The engine attached to the system was a standard, unmodified 10hp gasoline engine. Using charcoal gas, the system produces around 8hp because charcoal gas is less energetic than gasoline with a resulting loss of around 20 to 25%. He estimates he could run this engine for about an hour to an hour and a half on around 6lbs of charcoal, whereas he has a larger 25 hp engine, with a resulting 20hp output, that runs for around 30 minutes on the same amount of fuel, all off of the basic system he showed us with a 1” inlet and outlet for air and gas flow. He thinks that a 25hp base engine is about the limit for a 1” flow setup, but that by increasing the inlet and outlet size it scales up easily, with a similar increase in fuel consumption as well, so you’d need to include a larger gasifier unit, filter, fan, and so on as things get larger.

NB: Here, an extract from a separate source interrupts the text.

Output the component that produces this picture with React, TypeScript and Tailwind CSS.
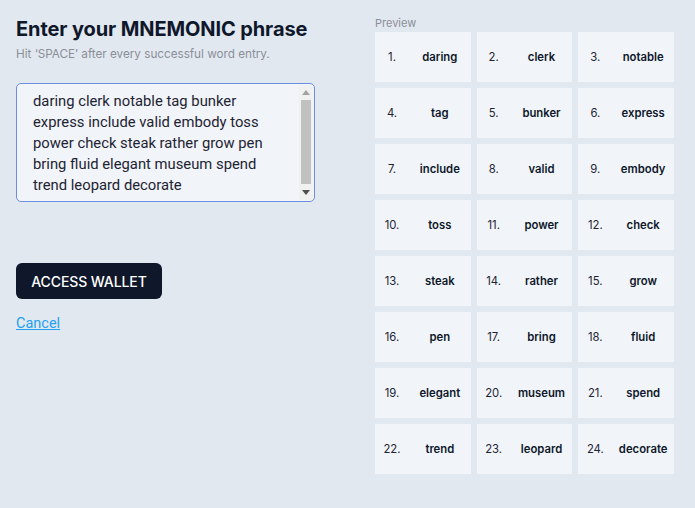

What really got me about this system is the potential to do real work with unmodified or lightly modified existing machinery, without fossil fuels. These aren’t novelty applications, as was reinforced by Mr. Gilmore talking about running his 25hp walk-behind tractors on charcoal gas, and he even ran a vintage air-cooled beetle Volkswagen on it, traveling about 11 miles in his tests. That’s one side, the other is that this can be used to generate electricity as we saw from a pair of lights attached to, and run off of, the charcoal gas demonstration system. This is small scale portable solution that could be used now in emergencies, or off in off-grid arrangements as back up to solar and wind, or as a possible long term solution for local generation of power.
And, as was stated several times during the workshop, cool and cold weather is the time to produce charcoal and biochar from the previous year’s brush and scrap wood, so you could potentially build a charcoal kiln as a heater so as not to let all that energy go to waste. Creativity with good design leads to many many yields in this system. One participant in the workshop commented about using the exhaust from a gasifier to warm and elevate the CO2 levels in a greenhouse. Though I’m sure there would have to be safety measures in place, so as not to cause safety issues due to the carbon monoxide and other gases in the exhaust, it is a possibility.
Which, is where the warning goes, making one of these systems is not inherently dangerous, but there are risks involved. If you don’t feel comfortable with something, don’t do it! Work with someone with more experience to build or design your solution and learn to operate it safely.
I’m also not going to argue that these are the most efficient systems around by any means for producing useful work, creating electricity, or the time required to do so, but they remain options that can make a difference for the choices we make in our desire to build a better world. It’s not about a one size fits all solution for everyone, but a series of options to use where appropriate to build more flexible alternatives.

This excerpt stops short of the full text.